> _Description of the task_:
Of the lines below, how many hold the string "with"? Give only the number.

> _Records supplied_:

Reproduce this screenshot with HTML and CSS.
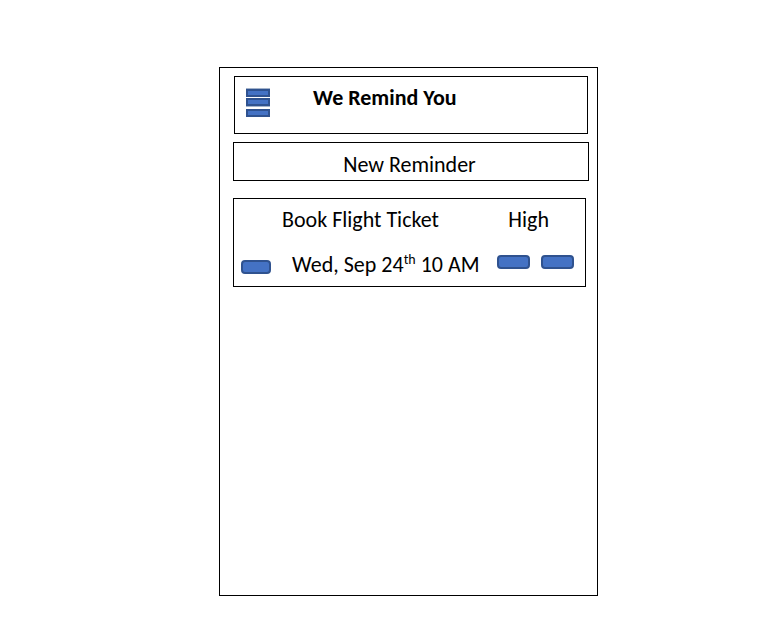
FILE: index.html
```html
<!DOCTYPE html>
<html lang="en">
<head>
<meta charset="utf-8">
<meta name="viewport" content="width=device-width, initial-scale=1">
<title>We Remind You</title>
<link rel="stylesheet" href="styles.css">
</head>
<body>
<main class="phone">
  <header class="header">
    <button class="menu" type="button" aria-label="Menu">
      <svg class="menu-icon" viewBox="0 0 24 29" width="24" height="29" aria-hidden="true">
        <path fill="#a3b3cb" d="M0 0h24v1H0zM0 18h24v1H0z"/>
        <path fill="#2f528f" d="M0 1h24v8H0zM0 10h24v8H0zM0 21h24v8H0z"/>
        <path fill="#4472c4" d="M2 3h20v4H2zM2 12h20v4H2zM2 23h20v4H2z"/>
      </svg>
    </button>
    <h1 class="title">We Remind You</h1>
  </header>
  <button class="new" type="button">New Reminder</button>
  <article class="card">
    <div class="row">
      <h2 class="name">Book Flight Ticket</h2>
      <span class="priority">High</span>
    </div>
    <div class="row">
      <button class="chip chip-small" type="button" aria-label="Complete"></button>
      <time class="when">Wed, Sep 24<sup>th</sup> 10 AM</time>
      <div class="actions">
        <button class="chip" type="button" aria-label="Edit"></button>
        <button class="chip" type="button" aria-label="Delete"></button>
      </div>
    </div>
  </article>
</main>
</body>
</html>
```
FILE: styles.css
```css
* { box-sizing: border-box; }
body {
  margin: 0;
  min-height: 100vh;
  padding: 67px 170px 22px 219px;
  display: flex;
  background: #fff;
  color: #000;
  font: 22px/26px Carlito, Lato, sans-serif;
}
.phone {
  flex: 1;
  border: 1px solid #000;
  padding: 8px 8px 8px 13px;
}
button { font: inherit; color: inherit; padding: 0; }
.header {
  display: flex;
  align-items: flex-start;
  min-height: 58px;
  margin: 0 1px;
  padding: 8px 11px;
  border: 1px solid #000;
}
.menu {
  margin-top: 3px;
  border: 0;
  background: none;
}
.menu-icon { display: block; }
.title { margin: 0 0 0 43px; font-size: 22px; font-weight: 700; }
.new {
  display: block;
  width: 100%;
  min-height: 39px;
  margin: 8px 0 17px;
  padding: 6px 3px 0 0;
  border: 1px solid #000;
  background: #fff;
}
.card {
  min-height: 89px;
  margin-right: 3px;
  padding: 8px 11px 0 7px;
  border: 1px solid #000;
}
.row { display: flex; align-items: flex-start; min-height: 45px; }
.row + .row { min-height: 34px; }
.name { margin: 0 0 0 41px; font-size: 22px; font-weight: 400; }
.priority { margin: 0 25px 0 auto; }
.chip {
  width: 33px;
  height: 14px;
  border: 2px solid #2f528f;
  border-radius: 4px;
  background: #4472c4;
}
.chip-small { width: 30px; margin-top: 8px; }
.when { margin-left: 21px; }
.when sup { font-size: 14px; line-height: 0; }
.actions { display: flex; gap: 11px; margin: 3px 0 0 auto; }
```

---

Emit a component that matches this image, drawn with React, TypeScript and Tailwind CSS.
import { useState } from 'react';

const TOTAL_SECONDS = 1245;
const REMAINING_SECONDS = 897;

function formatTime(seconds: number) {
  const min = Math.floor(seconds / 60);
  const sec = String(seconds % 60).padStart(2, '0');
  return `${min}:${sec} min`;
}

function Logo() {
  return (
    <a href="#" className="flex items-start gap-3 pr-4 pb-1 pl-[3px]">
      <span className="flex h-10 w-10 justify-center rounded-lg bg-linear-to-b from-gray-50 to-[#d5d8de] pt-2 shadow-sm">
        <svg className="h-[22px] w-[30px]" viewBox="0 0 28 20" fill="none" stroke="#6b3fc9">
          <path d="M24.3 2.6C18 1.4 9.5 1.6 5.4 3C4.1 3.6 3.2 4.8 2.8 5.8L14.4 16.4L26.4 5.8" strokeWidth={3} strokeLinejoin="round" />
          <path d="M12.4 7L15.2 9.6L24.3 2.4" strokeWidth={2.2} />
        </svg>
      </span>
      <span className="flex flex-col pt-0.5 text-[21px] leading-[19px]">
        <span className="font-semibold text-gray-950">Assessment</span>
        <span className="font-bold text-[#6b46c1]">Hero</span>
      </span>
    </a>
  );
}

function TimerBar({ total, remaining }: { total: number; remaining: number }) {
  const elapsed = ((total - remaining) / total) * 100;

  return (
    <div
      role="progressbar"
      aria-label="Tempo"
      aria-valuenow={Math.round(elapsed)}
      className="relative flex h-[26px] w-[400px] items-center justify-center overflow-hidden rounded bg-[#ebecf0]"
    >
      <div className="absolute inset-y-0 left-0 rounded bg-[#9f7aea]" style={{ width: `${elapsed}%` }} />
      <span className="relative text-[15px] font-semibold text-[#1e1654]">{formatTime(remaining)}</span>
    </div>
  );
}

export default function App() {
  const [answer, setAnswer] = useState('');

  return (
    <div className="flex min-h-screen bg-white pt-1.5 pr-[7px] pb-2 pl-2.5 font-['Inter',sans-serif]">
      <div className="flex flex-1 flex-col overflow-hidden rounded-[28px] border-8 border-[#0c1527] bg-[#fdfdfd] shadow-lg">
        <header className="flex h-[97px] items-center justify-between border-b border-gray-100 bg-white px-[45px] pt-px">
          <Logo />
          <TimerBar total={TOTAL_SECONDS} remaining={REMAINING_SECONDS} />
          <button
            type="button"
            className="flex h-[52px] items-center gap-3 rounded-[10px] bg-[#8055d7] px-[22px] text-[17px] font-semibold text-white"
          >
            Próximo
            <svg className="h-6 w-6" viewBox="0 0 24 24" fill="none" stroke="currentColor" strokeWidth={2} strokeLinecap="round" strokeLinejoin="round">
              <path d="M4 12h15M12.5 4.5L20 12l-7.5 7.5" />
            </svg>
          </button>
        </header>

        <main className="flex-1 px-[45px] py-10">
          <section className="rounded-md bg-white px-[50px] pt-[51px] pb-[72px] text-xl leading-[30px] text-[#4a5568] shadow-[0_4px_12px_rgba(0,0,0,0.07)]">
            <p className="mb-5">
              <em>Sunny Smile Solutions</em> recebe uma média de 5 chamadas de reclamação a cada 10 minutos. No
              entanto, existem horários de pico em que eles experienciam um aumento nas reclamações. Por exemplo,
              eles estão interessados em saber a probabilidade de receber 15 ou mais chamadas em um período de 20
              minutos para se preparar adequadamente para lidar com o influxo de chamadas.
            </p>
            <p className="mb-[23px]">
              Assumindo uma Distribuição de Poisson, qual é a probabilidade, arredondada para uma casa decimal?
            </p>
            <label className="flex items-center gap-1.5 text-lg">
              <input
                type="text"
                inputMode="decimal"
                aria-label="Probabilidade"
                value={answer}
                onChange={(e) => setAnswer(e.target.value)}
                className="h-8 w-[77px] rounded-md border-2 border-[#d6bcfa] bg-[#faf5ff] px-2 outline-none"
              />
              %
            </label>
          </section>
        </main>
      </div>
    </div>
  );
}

> _In response_:
2